The Exchange does not know how much Retail Order flow ETP Holders
choose to route to other exchanges or to off-exchange venues. Without
having a view of ETP Holders' activity on other markets and off-
exchange venues, the Exchange has no way of knowing whether this
proposed rule change would result in any ETP Holders sending more of
their Retail Orders to the Exchange. The Exchange cannot predict with
certainty how many ETP Holders would avail themselves of this
opportunity, but additional Retail Orders would benefit all market
participants because it would provide greater execution opportunities
on the Exchange.
The proposed rule change is designed to be available to all ETP
Holders on the Exchange and is intended to provide ETP Holders a
greater incentive to direct more of their Retail Orders to the
Exchange.
The proposed changes are not otherwise intended to address any
other issues, and the Exchange is not aware of any significant problems
that market participants would have in complying with the proposed
changes.
2. Statutory Basis
The Exchange believes that the proposed rule change is consistent
with Section 6(b) of the Act,\13\ in general, and furthers the
objectives of Sections 6(b)(4) and (5) of the Act,\14\ in particular,
because it provides for the equitable allocation of reasonable dues,
fees, and other charges among its members, issuers and other persons
using its facilities, is designed to prevent fraudulent and
manipulative acts and practices and to promote just and equitable
principles of trade, and does not unfairly discriminate between
customers, issuers, brokers or dealers.
---------------------------------------------------------------------------
\13\ 15 U.S.C. 78f(b).
\14\ 15 U.S.C. 78f(b)(4) and (5).
---------------------------------------------------------------------------
The Proposed Fee Change Is Reasonable
As discussed above, the Exchange operates in a highly fragmented
and competitive market. The Commission has repeatedly expressed its
preference for competition over regulatory intervention in determining
prices, products, and services in the securities markets. Specifically,
in Regulation NMS, the Commission highlighted the importance of market
forces in determining prices and SRO revenues and, also, recognized
that current regulation of the market system ``has been remarkably
successful in promoting market competition in its broader forms that
are most important to investors and listed companies.'' \15\
---------------------------------------------------------------------------
\15\ See Regulation NMS, supra note 5, 70 FR at 37499.

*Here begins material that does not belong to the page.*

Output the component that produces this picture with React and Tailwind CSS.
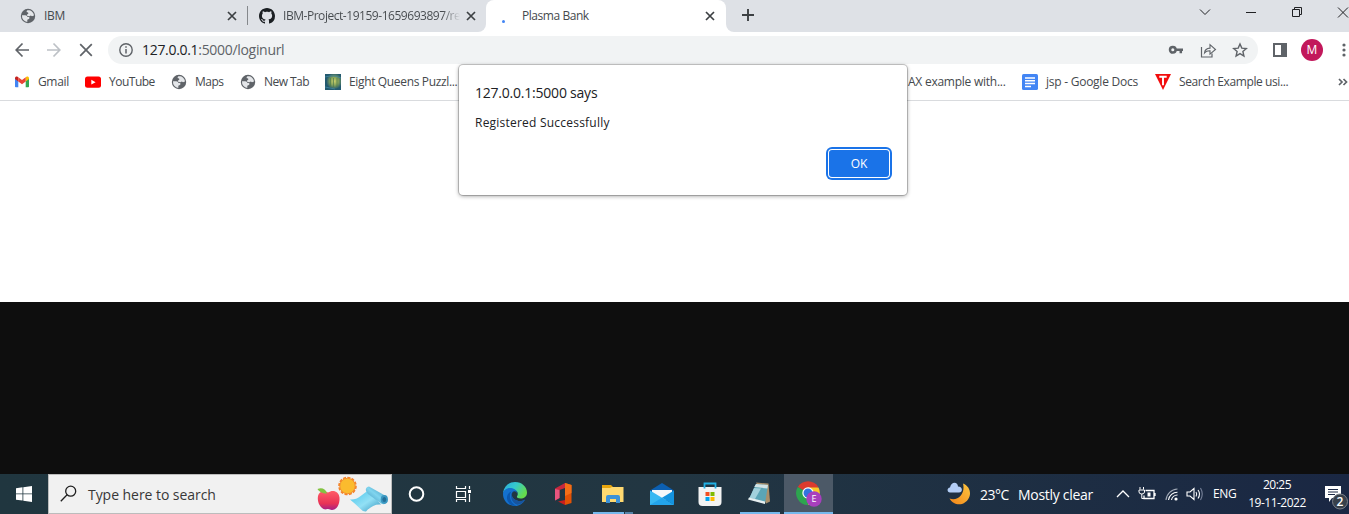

---------------------------------------------------------------------------
[[Page 32291]]
The Exchange believes that the ever-shifting market share among the
exchanges from month to month demonstrates that market participants can
shift order flow, or discontinue to reduce use of certain categories of
products, in response to fee changes. With respect to Retail Orders,
ETP Holders can choose from any one of the 16 currently operating
registered exchanges, and numerous off-exchange venues, to route such
order flow. Accordingly, competitive forces constrain exchange
transaction fees that relate to Retail Orders on an exchange. Stated
otherwise, changes to exchange transaction fees can have a direct
effect on the ability of an exchange to compete for order flow.
Given this competitive environment, the Exchange believes that this
proposal to establish pricing for orders designated as Retail Orders
represents a reasonable attempt to attract additional Retail Orders to
the Exchange. The Exchange believes the proposed change is also
reasonable because it is designed to attract higher volumes of Retail
Orders transacted on the Exchange by ETP Holders, which would benefit
all market participants by offering greater price discovery and an
increased opportunity to trade on the Exchange.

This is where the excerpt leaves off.